-- START Dataset records --
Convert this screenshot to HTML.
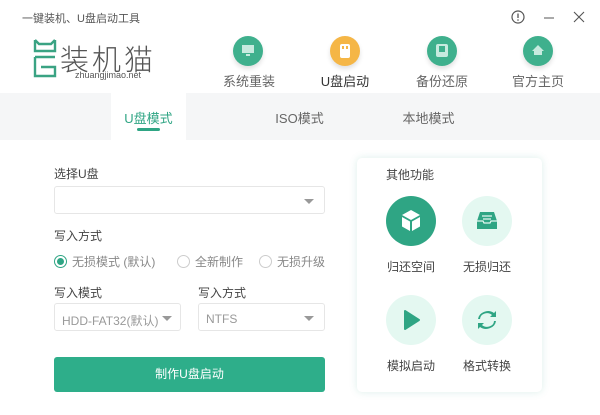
-- END Dataset records --
-- START Dataset records --
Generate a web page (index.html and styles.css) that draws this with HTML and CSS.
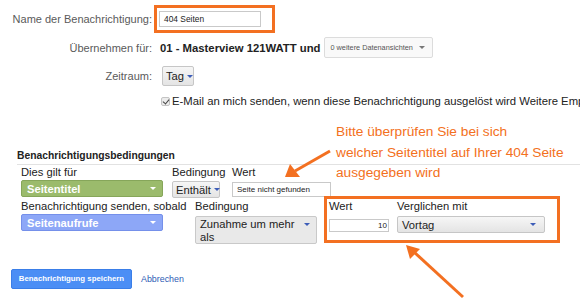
-- END Dataset records --
-- START Dataset records --
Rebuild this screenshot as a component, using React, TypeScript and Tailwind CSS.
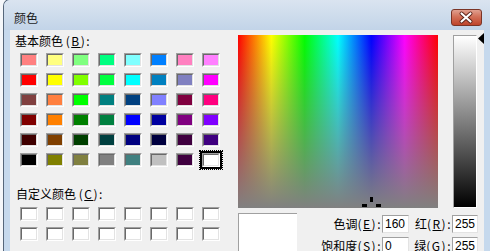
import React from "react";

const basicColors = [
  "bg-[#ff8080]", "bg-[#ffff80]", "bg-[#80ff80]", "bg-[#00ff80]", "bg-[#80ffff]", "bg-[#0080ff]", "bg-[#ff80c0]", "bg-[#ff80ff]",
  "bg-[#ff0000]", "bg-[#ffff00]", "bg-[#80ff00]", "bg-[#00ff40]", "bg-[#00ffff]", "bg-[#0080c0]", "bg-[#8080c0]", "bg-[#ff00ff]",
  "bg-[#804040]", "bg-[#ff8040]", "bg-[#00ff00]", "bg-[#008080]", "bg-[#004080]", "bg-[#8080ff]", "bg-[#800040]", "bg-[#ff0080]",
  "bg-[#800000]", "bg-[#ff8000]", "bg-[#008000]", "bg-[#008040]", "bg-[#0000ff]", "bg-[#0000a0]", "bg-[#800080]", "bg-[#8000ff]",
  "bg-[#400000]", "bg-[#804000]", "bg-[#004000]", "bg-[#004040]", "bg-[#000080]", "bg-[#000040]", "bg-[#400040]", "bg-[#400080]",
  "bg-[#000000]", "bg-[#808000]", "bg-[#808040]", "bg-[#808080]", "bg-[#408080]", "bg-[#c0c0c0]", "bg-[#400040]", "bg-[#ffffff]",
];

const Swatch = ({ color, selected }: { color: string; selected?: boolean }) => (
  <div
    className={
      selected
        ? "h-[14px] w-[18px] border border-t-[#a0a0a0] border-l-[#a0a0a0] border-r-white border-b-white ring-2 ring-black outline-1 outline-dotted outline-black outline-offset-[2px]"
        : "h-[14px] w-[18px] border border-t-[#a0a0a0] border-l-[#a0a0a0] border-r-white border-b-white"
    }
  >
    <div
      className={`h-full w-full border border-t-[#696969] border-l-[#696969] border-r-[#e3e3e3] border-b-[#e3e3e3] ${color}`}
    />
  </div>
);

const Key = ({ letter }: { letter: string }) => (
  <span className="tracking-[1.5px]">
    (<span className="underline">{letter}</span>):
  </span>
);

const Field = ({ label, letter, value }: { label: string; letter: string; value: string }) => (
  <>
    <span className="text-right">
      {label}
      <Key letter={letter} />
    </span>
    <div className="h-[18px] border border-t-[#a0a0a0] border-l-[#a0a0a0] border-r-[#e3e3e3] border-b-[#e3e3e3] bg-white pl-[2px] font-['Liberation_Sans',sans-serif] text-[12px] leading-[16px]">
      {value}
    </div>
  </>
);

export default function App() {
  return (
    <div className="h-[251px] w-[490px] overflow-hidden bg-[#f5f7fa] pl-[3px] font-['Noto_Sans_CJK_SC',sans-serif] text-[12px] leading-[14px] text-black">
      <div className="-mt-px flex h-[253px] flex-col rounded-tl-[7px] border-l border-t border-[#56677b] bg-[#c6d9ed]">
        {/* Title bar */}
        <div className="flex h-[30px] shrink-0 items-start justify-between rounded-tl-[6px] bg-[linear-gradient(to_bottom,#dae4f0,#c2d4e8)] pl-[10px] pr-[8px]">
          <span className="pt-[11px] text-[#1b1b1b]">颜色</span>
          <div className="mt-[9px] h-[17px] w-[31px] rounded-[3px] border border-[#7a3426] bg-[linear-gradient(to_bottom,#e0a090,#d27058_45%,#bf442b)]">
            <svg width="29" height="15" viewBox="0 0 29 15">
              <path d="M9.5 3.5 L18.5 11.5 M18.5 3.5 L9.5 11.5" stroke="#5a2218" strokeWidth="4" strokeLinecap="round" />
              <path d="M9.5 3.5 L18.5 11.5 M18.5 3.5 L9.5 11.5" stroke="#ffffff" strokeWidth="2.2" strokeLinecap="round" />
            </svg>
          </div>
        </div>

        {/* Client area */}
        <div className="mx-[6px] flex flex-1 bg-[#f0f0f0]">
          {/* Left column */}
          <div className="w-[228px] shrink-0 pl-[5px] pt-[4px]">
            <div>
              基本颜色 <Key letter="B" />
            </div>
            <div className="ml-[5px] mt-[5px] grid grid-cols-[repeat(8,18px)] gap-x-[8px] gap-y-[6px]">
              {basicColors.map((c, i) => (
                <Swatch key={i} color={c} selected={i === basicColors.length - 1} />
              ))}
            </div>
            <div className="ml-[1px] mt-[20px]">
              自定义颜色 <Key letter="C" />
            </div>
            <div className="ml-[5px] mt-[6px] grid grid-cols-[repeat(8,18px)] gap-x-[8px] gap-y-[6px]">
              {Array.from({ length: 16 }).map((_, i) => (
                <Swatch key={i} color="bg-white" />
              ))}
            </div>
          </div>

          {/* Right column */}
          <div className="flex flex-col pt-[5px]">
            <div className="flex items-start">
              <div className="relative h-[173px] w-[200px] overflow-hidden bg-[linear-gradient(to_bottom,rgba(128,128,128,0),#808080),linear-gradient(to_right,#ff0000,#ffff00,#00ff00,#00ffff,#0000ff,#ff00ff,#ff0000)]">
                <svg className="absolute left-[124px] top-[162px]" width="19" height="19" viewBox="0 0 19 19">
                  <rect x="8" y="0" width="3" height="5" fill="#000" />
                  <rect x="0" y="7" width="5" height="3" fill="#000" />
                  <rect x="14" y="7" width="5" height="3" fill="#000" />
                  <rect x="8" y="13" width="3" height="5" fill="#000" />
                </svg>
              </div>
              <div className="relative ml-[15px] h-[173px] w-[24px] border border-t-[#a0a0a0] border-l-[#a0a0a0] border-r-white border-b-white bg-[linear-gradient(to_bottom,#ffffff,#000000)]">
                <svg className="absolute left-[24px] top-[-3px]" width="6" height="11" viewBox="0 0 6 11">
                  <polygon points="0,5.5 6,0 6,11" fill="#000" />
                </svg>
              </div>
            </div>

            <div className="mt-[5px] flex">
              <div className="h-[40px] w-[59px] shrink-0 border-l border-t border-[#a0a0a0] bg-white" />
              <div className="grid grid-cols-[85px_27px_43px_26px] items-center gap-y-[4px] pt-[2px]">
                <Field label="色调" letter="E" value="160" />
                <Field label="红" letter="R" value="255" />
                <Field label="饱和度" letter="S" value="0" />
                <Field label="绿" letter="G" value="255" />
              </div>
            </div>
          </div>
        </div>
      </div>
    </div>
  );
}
-- END Dataset records --
Written request
Take the lines above starting at the one containing "Rebuild this screenshot" and ending at the one containing "import React from", and print them again exactly, without pictures.

Finished task
Rebuild this screenshot as a component, using React, TypeScript and Tailwind CSS.
import React from "react";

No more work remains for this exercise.